(TASK INPUT)
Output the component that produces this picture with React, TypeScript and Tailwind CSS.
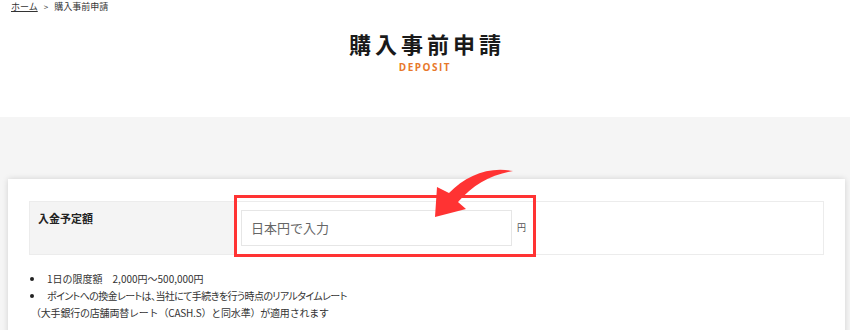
const notes = [
  { text: '1日の限度額　2,000円～500,000円', cls: '' },
  { text: 'ポイントへの換金レートは、当社にて手続きを行う時点のリアルタイムレート', cls: "[font-feature-settings:'palt'] tracking-[-0.6px]" },
];

function CurvedArrow() {
  // red curved arrow pointing at the input
  return (
    <svg
      className="absolute left-[400px] top-[-34px] pointer-events-none"
      width="90"
      height="60"
      viewBox="430 168 90 60"
    >
      <path
        d="M513 171 C490 166 466 175 449 193 L437 187 L435 217 L466 209 L458 202 C473 185 490 175 513 171 Z"
        fill="#ff3333"
      />
    </svg>
  );
}

export default function App() {
  return (
    <div className="w-[850px] h-[330px] overflow-hidden bg-white text-[#333] font-['Noto_Sans_CJK_JP',sans-serif]">
      {/* Header */}
      <div className="h-[117px] bg-white">
        <div className="flex items-center gap-[6px] pl-[11px] pt-[1px] text-[9px] leading-[11px] text-[#333]">
          <span className="underline">ホーム</span>
          <span className="text-[8px]">&gt;</span>
          <span>購入事前申請</span>
        </div>
        <div className="flex flex-col items-center pt-[18px]">
          <h1 className="text-[22px] leading-[26px] font-bold tracking-[4px] pl-[4px] text-[#1a1a1a]">購入事前申請</h1>
          <p className="mt-[5px] text-[10px] leading-[13px] font-bold tracking-[1.5px] text-[#e8782a] font-['Open_Sans',sans-serif]">
            DEPOSIT
          </p>
        </div>
      </div>

      {/* Gray section */}
      <div className="bg-[#f5f5f5] pt-[62px] h-[213px]">
        <div className="ml-2 mr-[5px] bg-white shadow-[0_0_6px_rgba(0,0,0,0.15)] px-[21px] pt-[22px] h-[200px]">
          <div className="relative flex h-[54px] border border-[#ececec]">
            <div className="w-[205px] bg-[#f4f4f4] pl-[8px] pt-[9px] text-[11px] font-bold leading-[14px] text-[#222]">
              入金予定額
            </div>
            <div className="flex items-center gap-[5px] pl-[6px]">
              <div className="flex h-[36px] w-[271px] items-center border border-[#e6e6e6] bg-white pl-[9px] text-[13px] text-[#666]">
                日本円で入力
              </div>
              <span className="text-[9px] text-[#555]">円</span>
            </div>
            <div className="absolute left-[204px] top-[-7px] h-[62px] w-[302px] border-[3px] border-[#ff3333] pointer-events-none" />
            <CurvedArrow />
          </div>

          <ul className="mt-[15px] text-[10px] leading-[17px] text-[#333]">
            {notes.map((n) => (
              <li key={n.text} className="flex items-center">
                <span className="ml-[1px] mr-[13px] inline-block h-[4px] w-[4px] rounded-full bg-[#222]" />
                <span className={n.cls}>{n.text}</span>
              </li>
            ))}
            <li className="pl-[2px] tracking-[-0.2px]">（大手銀行の店舗両替レート（CASH.S）と同水準）が適用されます</li>
          </ul>
        </div>
      </div>
    </div>
  );
}
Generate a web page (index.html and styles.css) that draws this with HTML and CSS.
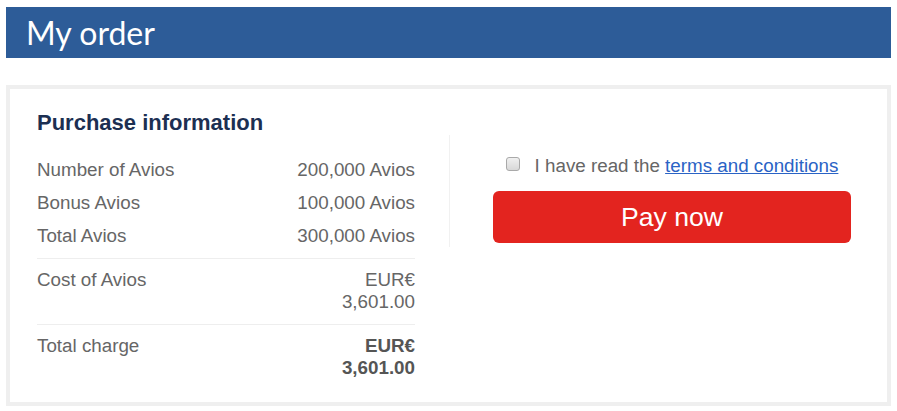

(SHORT PROBLEM) Search the data for "that" and list every line in which it occurs.

(REPLY TO THE EXERCISE)
Output the component that produces this picture with React, TypeScript and Tailwind CSS.
Generate a web page (index.html and styles.css) that draws this with HTML and CSS.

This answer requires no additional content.